Algérie 2025 : Le cabas devient doctrine d’État

Majdi Fatima Zahra

On connaissait l’économie de rente, l’économie de guerre, et même l’économie circulaire. Mais l’Algérie de 2025 innove encore , voici venue l’ère de l’économie du cabas, version président Tebboune. Plus besoin de PME, d’industrie ou d’investissements étrangers , un bon sac de sport et deux billets low cost pour Istanbul suffisent désormais pour relancer la machine économique. Miracle d’un décret exécutif signé fin juin, qui consacre la légalisation de ce que tout le monde appelait jusqu’ici… la contrebande.

Le trabendou 2.0

On ne les appellera plus trafiquants ou contrebandiers. Non, en Algérie on innove sémantiquement. Ils seront désormais des “auto-importateurs”, reconnaissables à leurs valises XXL remplies de Ferrero Rocher, de shampoings douteux, de jeans turcs, de baskets sans logo identifiable et de sérums anti-âge achetés à la sauvette à Dubaï.

Le président Abdelmadjid Tebboune, dans un éclair de génie économique digne d’un prix Nobel inversé, a ouvert la voie à une nouvelle classe de héros du quotidien , les micro-importateurs sans registre, sans structure, sans traçabilité, mais avec une mission nationale. Car quoi de plus patriotique que d’inonder les marchés de produits non homologués au nom de la croissance ?

Commerce affectif et sabotage organisé

Dans un pays où l’importation formelle est un labyrinthe bureaucratique et où l’entreprise privée est traitée comme un complot, la débrouille devient doctrine officielle. Le cabas n’est plus seulement un moyen de survie, il est élevé au rang de pilier stratégique.

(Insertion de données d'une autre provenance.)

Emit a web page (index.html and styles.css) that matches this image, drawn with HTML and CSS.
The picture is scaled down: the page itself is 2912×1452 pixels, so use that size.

L’État n’investit plus dans les usines, mais dans les valises.

Et comble du génie , ces vaillants auto-importateurs ne paieront que 5 % de droits de douane, pendant que les importateurs réguliers croulent sous 60 % de taxes et de formulaires kafkaïens. La fraude devient modèle. Mieux , ces micro-trafics bénéficieront d’un canal officiel… à condition d’acheter leurs devises sur le marché noir. Vous avez bien lu : le blanchiment de devises est désormais adoubé par décret présidentiel.

Zara peut plier boutique

Pourquoi implanter un magasin Zara à Oran quand Souad et Rachid peuvent vous ramener les mêmes robes en polyester en provenance directe de Turquie ? Pourquoi investir des millions en logistique, en douane, en TVA et en conformité quand il suffit d’un aller-retour Alger–Dubaï et d’un sac Samsonite ? La réponse est dans le décret. Et le message est clair : investissez ailleurs.

Pendant ce temps, les entrepreneurs algériens regardent, consternés, leur pays devenir un marché de valises. Un entrepreneur qui veut importer légalement des cosmétiques doit passer par 14 services de l’État. Un auto-importateur, lui, n’a besoin que d’un cousin à Marseille et d’un compte devise à la BEA.

Le populisme à roulettes

Il y a quelques mois, Tebboune promettait aux Algériens une hausse de la dotation touristique. 750 euros par adulte, 300 par enfant. Une révolution ! De quoi faire rêver toute une nation humiliée par des décennies de pénurie en devises. Las… La promesse s’est évaporée. Les guichets sont restés vides, les euros introuvables. Mais pas de panique : l’économie du cabas compensera.

Et pendant que le dinar plonge (265 dinars pour un euro au square), l’État encourage discrètement sa propre ruine en alimentant la demande parallèle en devises. Une économie cannibale où la Banque centrale joue contre son propre camp.

Bienvenue à Silly-Land

L’Algérie n’est plus un État. C’est un concept. Un théâtre absurde où le ridicule côtoie la tragédie, et où les décisions sont prises comme des blagues qu’on aurait mal comprises. L’éditorial du Matin d’Algérie l’a bien résumé , « Nous vivons dans Silly-Land. »

Un État qui légalise la contrebande, qui subventionne le marché noir, qui remplace l’industrie par la valise, et qui espère, en retour, stabilité sociale, croissance et souveraineté. La boucle est bouclée. Le système s’autodévore. Et les Ferrero Rocher trônent sur les étals, comme les nouveaux symboles d’un rêve national devenu délire institutionnel.